When I come to New York City, I stay in the area that is being portrayed in Brian Rose’s Time and Space on the Lower East Side. As a matter of fact, I realized a little while ago that when I say “New York” I really only mean Manhattan. I noticed this when I talked to someone, and they told me they lived in Brooklyn. Of course, people will never tell you they live in Brooklyn, instead they live in Greenpoint or wherever else. I have no idea where any of those areas are. People usually are nice enough to then add “Brooklyn” when they realize they’ve run into someone not in the know (which, needless to say, is the mortal sin in NY). When I come to New York I pretty much never go to Brooklyn unless I have to. I also leave the Lower East Side/East Village only when I have to (for example to go to Chelsea). (more)
I first came to New York in 1998, right after finishing my Ph.D. A friend of mine lived in midtown, somewhere near the Empire State Building, and of course visiting was very exciting. For quite a while, I wanted to be able to live in New York. I came close a couple of times, but each time, something got in the way (the first internet bubble crashed etc.). I don’t think I would want to live in New York any longer, but this is mostly a moot point given the cost of living there.

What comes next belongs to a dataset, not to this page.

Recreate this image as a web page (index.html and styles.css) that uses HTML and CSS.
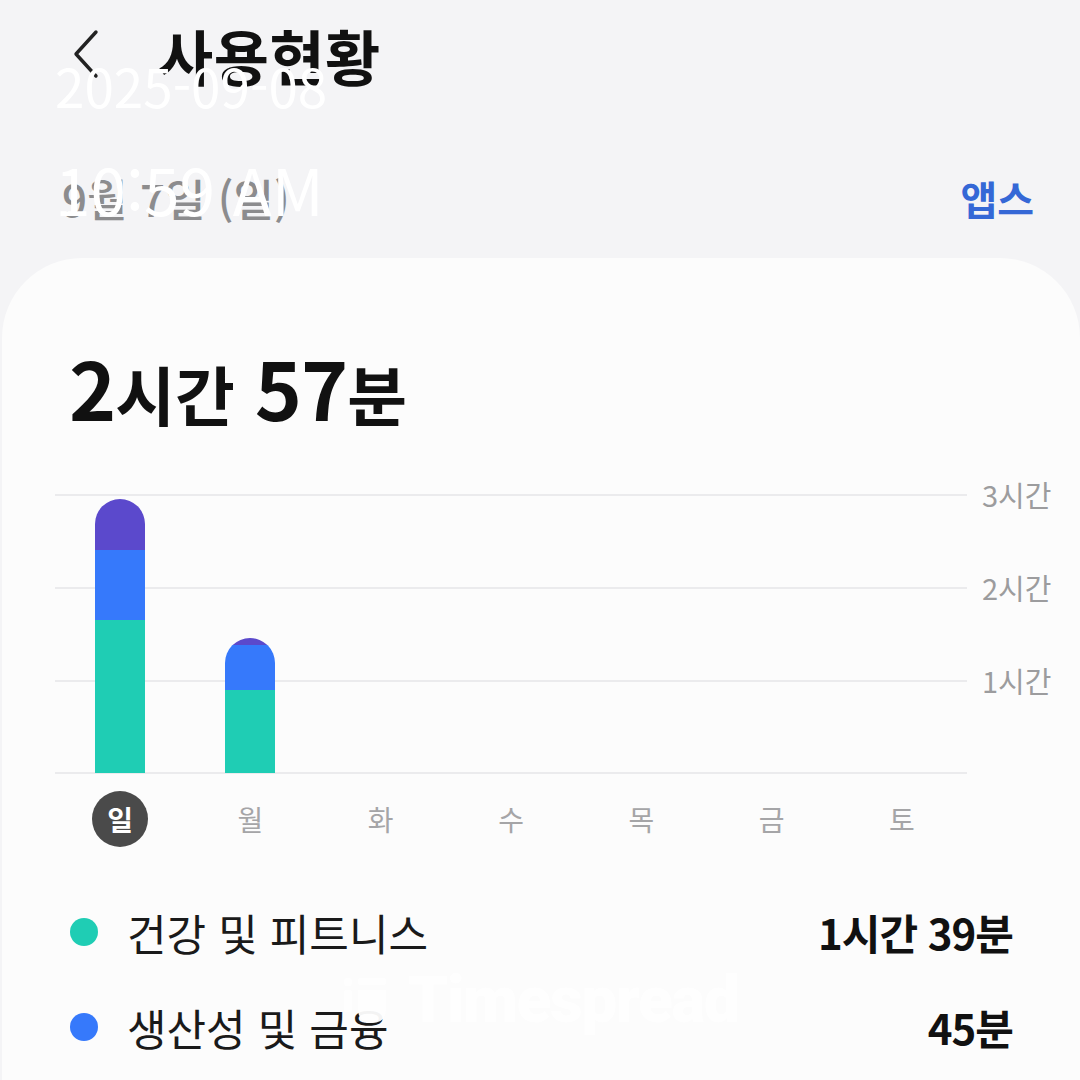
FILE: index.html
```html
<!DOCTYPE html>
<html lang="ko">
<head>
    <meta charset="UTF-8">
    <meta name="viewport" content="width=device-width, initial-scale=1.0">
    <title>사용현황</title>
    <link rel="stylesheet" href="styles.css">
</head>
<body>

    <!-- HEADER -->
    <header class="top-bar">
        <button class="back-btn" aria-label="뒤로">
            <svg width="34" height="52" viewBox="0 0 34 52">
                <path d="M26 4 L6 26 L26 48" fill="none" stroke="#222" stroke-width="3.4" stroke-linecap="round" stroke-linejoin="round"/>
            </svg>
        </button>
        <h1>사용현황</h1>
    </header>

    <div class="date-row">
        <span class="date">9월 7일 (일)</span>
        <a class="apps-link" href="#">앱스</a>
    </div>

    <!-- USAGE CARD -->
    <main class="usage-card">
        <div class="total">
            <span class="num">2</span><span class="unit">시간</span>
            <span class="num">57</span><span class="unit">분</span>
        </div>

        <div class="chart">
            <div class="plot">
                <div class="col">
                    <div class="bar">
                        <div class="seg other" style="height: 51px"></div>
                        <div class="seg prod" style="height: 70px"></div>
                        <div class="seg health" style="height: 153px"></div>
                    </div>
                </div>
                <div class="col">
                    <div class="bar">
                        <div class="seg other" style="height: 7px"></div>
                        <div class="seg prod" style="height: 45px"></div>
                        <div class="seg health" style="height: 83px"></div>
                    </div>
                </div>
                <div class="col"></div>
                <div class="col"></div>
                <div class="col"></div>
                <div class="col"></div>
                <div class="col"></div>
            </div>
            <div class="y-labels">
                <span>3시간</span>
                <span>2시간</span>
                <span>1시간</span>
            </div>
        </div>

        <div class="days">
            <span class="day active">일</span>
            <span class="day">월</span>
            <span class="day">화</span>
            <span class="day">수</span>
            <span class="day">목</span>
            <span class="day">금</span>
            <span class="day">토</span>
        </div>

        <ul class="legend">
            <li>
                <span class="dot health"></span>
                <span class="name">건강 및 피트니스</span>
                <span class="time">1시간 39분</span>
            </li>
            <li>
                <span class="dot prod"></span>
                <span class="name">생산성 및 금융</span>
                <span class="time">45분</span>
            </li>
        </ul>
    </main>

    <!-- Screenshot timestamp overlay -->
    <div class="stamp">
        <div class="stamp-date">2025-09-08</div>
        <div class="stamp-time">10:59 AM</div>
    </div>

    <!-- Watermark -->
    <div class="watermark">
        <svg width="46" height="48" viewBox="0 0 46 48">
            <circle cx="6" cy="5" r="4.5" fill="#fff"/>
            <rect x="2" y="13" width="8" height="22" rx="2" fill="#fff"/>
            <rect x="16" y="1" width="28" height="7" rx="2" fill="#fff"/>
            <path d="M16 13 H44 V32 Q44 46 30 46 Q16 46 16 32 Z" fill="#fff"/>
        </svg>
        <span>Timespread</span>
    </div>

</body>
</html>
```

FILE: styles.css
```css
/* Global Styles */
* {
    margin: 0;
    padding: 0;
    box-sizing: border-box;
    font-family: 'Noto Sans CJK KR', 'Noto Sans', sans-serif;
}

body {
    background: #f4f4f6;
    color: #111;
    width: 1080px;
    height: 1080px;
    overflow: hidden;
    position: relative;
}

/* HEADER */
.top-bar {
    display: flex;
    align-items: center;
    height: 108px;
    padding-left: 70px;
}

.back-btn {
    background: none;
    border: none;
    display: flex;
    margin-right: 54px;
}

.top-bar h1 {
    font-size: 60px;
    font-weight: 700;
    letter-spacing: 0.5px;
    color: #111;
}

/* DATE ROW */
.date-row {
    display: flex;
    justify-content: space-between;
    align-items: center;
    height: 150px;
    padding: 30px 46px 0 62px;
}

.date {
    font-size: 44px;
    font-weight: 500;
    color: #8c8c8e;
}

.apps-link {
    font-size: 40px;
    font-weight: 700;
    color: #3568d6;
    text-decoration: none;
}

/* CARD */
.usage-card {
    background: #fcfcfc;
    margin: 0 0 0 2px;
    border-radius: 80px 80px 0 0;
    height: 822px;
    padding: 82px 28px 0 53px;
}

.total {
    display: flex;
    align-items: baseline;
    padding-left: 14px;
    height: 92px;
    font-weight: 700;
}

.total .num {
    font-size: 80px;
    line-height: 92px;
    letter-spacing: -1px;
}

.total .unit {
    font-size: 65px;
    margin-right: 20px;
}

/* CHART */
.chart {
    display: flex;
    margin-top: 62px;
}

.plot {
    width: 912px;
    height: 280px;
    display: grid;
    grid-template-columns: repeat(7, 1fr);
    align-items: end;
    background:
        linear-gradient(#ebebed, #ebebed) 0 0 / 100% 2px no-repeat,
        linear-gradient(#ebebed, #ebebed) 0 93px / 100% 2px no-repeat,
        linear-gradient(#ebebed, #ebebed) 0 186px / 100% 2px no-repeat,
        linear-gradient(#ebebed, #ebebed) 0 278px / 100% 2px no-repeat;
}

.col {
    display: flex;
    justify-content: center;
}

.bar {
    width: 50px;
    display: flex;
    flex-direction: column;
    border-radius: 25px 25px 0 0;
    overflow: hidden;
    margin-bottom: 1px;
}

.seg.other { background: #5b49cc; }
.seg.prod { background: #3679fb; }
.seg.health { background: #1fcdb4; }

.y-labels {
    display: flex;
    flex-direction: column;
    padding-left: 15px;
}

.y-labels span {
    height: 93px;
    font-size: 29px;
    color: #9c9c9e;
    transform: translateY(-21px);
}

/* DAYS */
.days {
    display: grid;
    grid-template-columns: repeat(7, 130.3px);
    margin-top: 17px;
}

.day {
    justify-self: center;
    width: 56px;
    height: 56px;
    border-radius: 50%;
    display: flex;
    align-items: center;
    justify-content: center;
    font-size: 28px;
    color: #a5a5a7;
}

.day.active {
    background: #4a4a4a;
    color: #fff;
    font-weight: 700;
}

/* LEGEND */
.legend {
    list-style: none;
    margin-top: 37px;
    padding-left: 15px;
    width: 958px;
}

.legend li {
    display: flex;
    align-items: center;
    height: 95px;
}

.dot {
    width: 28px;
    height: 28px;
    border-radius: 50%;
    margin-right: 29px;
}

.dot.health { background: #1fcdb4; }
.dot.prod { background: #3679fb; }

.legend .name {
    flex: 1;
    font-size: 43px;
    color: #1a1a1a;
}

.legend .time {
    font-size: 42px;
    font-weight: 700;
    color: #111;
    letter-spacing: -1px;
}

/* OVERLAYS */
.stamp {
    position: absolute;
    left: 55px;
    top: 59px;
    color: #fff;
    font-family: 'Noto Sans', sans-serif;
    font-weight: 400;
    line-height: 1;
}

.stamp-date {
    font-size: 53px;
}

.stamp-time {
    font-size: 64px;
    margin-top: 44px;
}

.watermark {
    position: absolute;
    left: 342px;
    top: 976px;
    display: flex;
    align-items: center;
    gap: 20px;
    color: #fff;
    opacity: 0.95;
}

.watermark span {
    font-family: 'Roboto', sans-serif;
    font-size: 64px;
    font-weight: 900;
    letter-spacing: -1.5px;
    line-height: 50px;
}
```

I haven’t know Manhattan long enough to have seen the state it was in in many of the older photographs in Time and Space on the Lower East Side (the book comprises photographs taken in 1980 and 2010). So I don’t share the nostalgia that seems to have crept into some New Yorkers, who talk fondly of the days before a string of Republican mayors transformed the city into what in some places looks like a Disneyesque theme park for the rich (“Of 32,810 New York tax filers who earned more than $1 million a year in the latest public records, 13,818 live in Manhattan - or 42% of all the state’s millionaires.” - source). I know you could have had a apartment for next to nothing on Ave B - as long as you didn’t leave said apartment at night (at least that’s what I seem to remember reading in a Sonic Youth biography). I might have too much of a German biography to be comfortable with the dichotomy theme park for the rich versus cheap urban squalor.
Anyway, what you can take away from Time and Space on the Lower East Side is that its maker really loves the city and, of course, that he is a very good photographer. The images all were done with a large-format camera, so they offer a carefully constructed frame that might or might not be filled with a lot of life and details. It’s not necessarily a New York I’ve seen too often in photographs, and I really enjoy looking at the combination of cityscapes, street scenes, and details. Various of the spreads pair the same or very similar setting thirty years apart - things have changed, and they haven’t.
Maybe all that talk about money really is just surface, and underneath, New York - or at least Manhattan’s Lower East Side - simply is what it has always been: A pretty great, unique place.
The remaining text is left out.